Guest Post by Rachel Swirsky: Confounding Bullies by Raising Money for LGBTQ HealthCare

This is a guest post by Rachel Swirsky:

Thanks to my friend, Ann, for letting me use her blog. I’m Rachel Swirsky, and some years ago, I wrote a short story called, “If You Were a Dinosaur, My Love.” It rather upset some folks who have been raising great ruckus about it since. As a response, I’ve started a Making Lemons into Jokes campaign—a fundraiser through my patreon to benefit some of the people they’ve been nastiest toward, LGBTQIAA folks who are already at the bottom of a heap made of bullshit.

Since I’m here on Ann’s blog, I’ll point out that if we reach our $600 stretch goal, she and I, along with writers John Chu, Adam-Troy Castro, Ken Liu, Juliette Wade, and Alyssa Wong, will write a story together about dinosaurs. I really want this to happen, so I hope we reach the goal. We’ve got about a week left to go!

If you want the whole story behind the fundraiser, you can read it here– https://www.patreon.com/posts/posteriors-for-5477113. But here’s what I have to say today:

There’s advice I’ve heard all my life. You’ve probably heard it, too.

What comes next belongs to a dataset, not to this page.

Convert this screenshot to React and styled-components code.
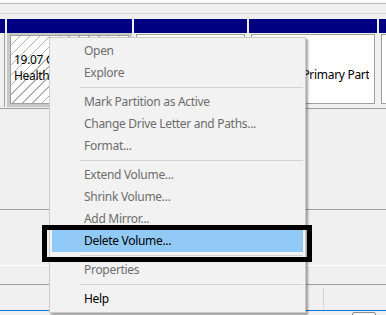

In elementary school, it was “ignore the bullies.” It never seemed to work.

These days, it’s “ignore the trolls.” (And let’s not mince words – trolls are just another kind of bully.) And it doesn’t work now, either.

Why? Because bullies don’t need you.

Bullies might enjoy it when you get angry, or cry, or whatever else they want you to do. They’re the kind of people who like that. It’s foreign to my personality, and I can’t understand it, but there it is. But they don’t need it. What they need is the laughing and baying of their own hounds. They’re showing off for each other, pissing on the trees to show just how terribly big they are.

This leads to the fundamental dichotomy of bullies.

First, that they are actually capable of doing damage. A dog crapping on the carpet still leaves crap on the carpet. And if they’re all crowding into your living room to crap on you, then that’s a lot of crap. Being covered in crap won’t break your bones, but it’s not nothing. Otherwise, a lot more people would spend their free time rolling around in crap. And sometimes they do bite—someone shows up with a gun at a gym or a hair salon, or brags on a message board about a murder that shows up later in the news, or makes a “performance art” video threatening to kill a woman and driving her out of her home.

But second, they’re ridiculous. I mean, really. The kind of people who think “I can crap on things and that makes me really important!!” are not serious people. They are somewhere on the scale from scabies to anthrax. You don’t really want to scratch all the time, and you certainly don’t want to take high-powered antibiotics, but it’s not like crabs who crawl through pubic hair are something you regard as impressive.

Sometimes we try to toggle those back and forth. Can lard the living room with crap versus hilarious clowns. But they’re both.

So, you do the same thing you do when the two-year-old pulls off her diaper and pees on the floor. You clean it up, and you laugh.

In elementary school, sometimes I’d turn around and face the bullies, and laugh at what they were saying. “You realize that’s not even a coherent insult, right?”

Bullies can hurt people. That’s what “If You Were a Dinosaur, My Love” is about, and perhaps why it makes bullies howl. But you know what else it’s done? It’s inspired hundreds of people to come to me and tell me about their experiences being bullied as kids or being hated as adults, being pummeled or harassed, and how they’ve moved past it. How “Dinosaur” has been cathartic for them, has helped them realize they aren’t alone.

Bullies aren’t the only ones who can travel in groups. We have our bonding and our strength. And at its best, it can be fun, and silly. It can destroy hatred with humor and positive energy. It can emphasize kindness and compassion. I believe in the power of humor, and I believe in the power of people clasping hands to help other people.

Don’t get me wrong. Humor won’t stop the bullies either. We’re always going to have to spend our time walking carefully around some amount of crap on the carpet. But humor reveals that the emperor is not only naked, but not even an emperor—as often as not, he’s some poor, pathetic exiled criminal, dreaming of ruling the world with an army of poltergeists and toddlers.

Don’t let them make us forget: they are morally weak, and they are outnumbered. And they’re hilarious.